Australia competed at the 1980 Summer Olympics in Moscow, USSR. In partial support of the American-led boycott of the 1980 Summer Olympics Australia competed under the Olympic Flag. 120 competitors, 92 men and 28 women, took part in 92 events in 17 sports.

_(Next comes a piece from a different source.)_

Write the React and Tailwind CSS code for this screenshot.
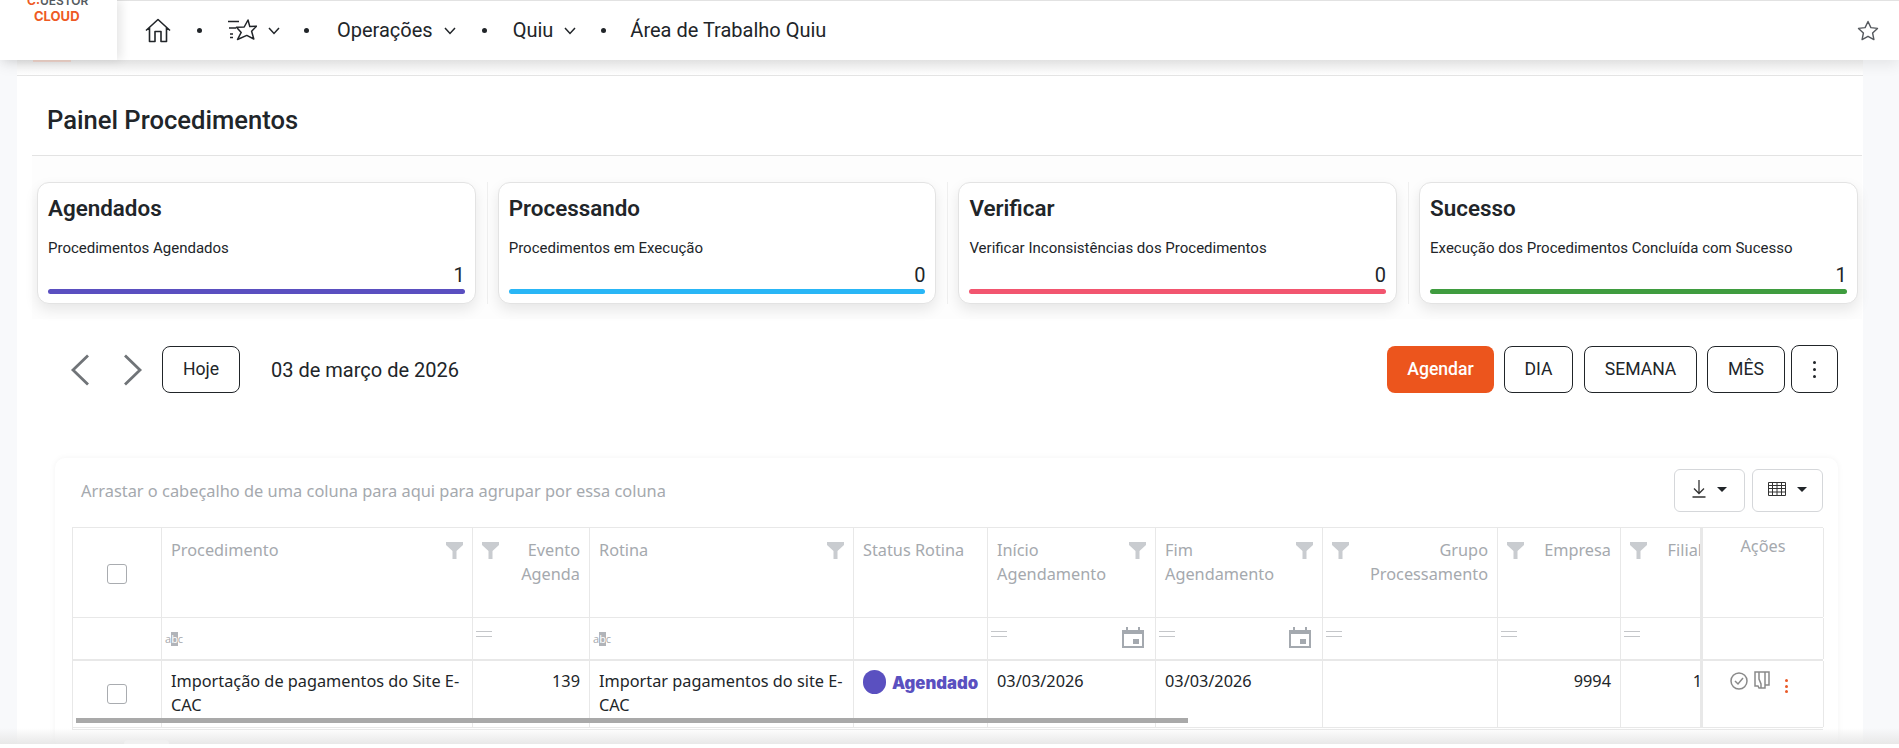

Flag bearers Denise Boyd (athletics) and Max Metzker (swimming), Australia’s first joint-flag carriers, carried the Olympic flag in the opening ceremony instead of the national flag. Countries marched in order of the Russian alphabet, and Australia was therefore second in the parade of nations, following Greece, which has traditionally led the march since 1928.

Archery

In the third Olympic archery competition that Australia contested, the nation sent two women and one man. Carole Toy, a veteran of the 1972 Games, repeated her 15th-place performance despite shooting 20 points lower.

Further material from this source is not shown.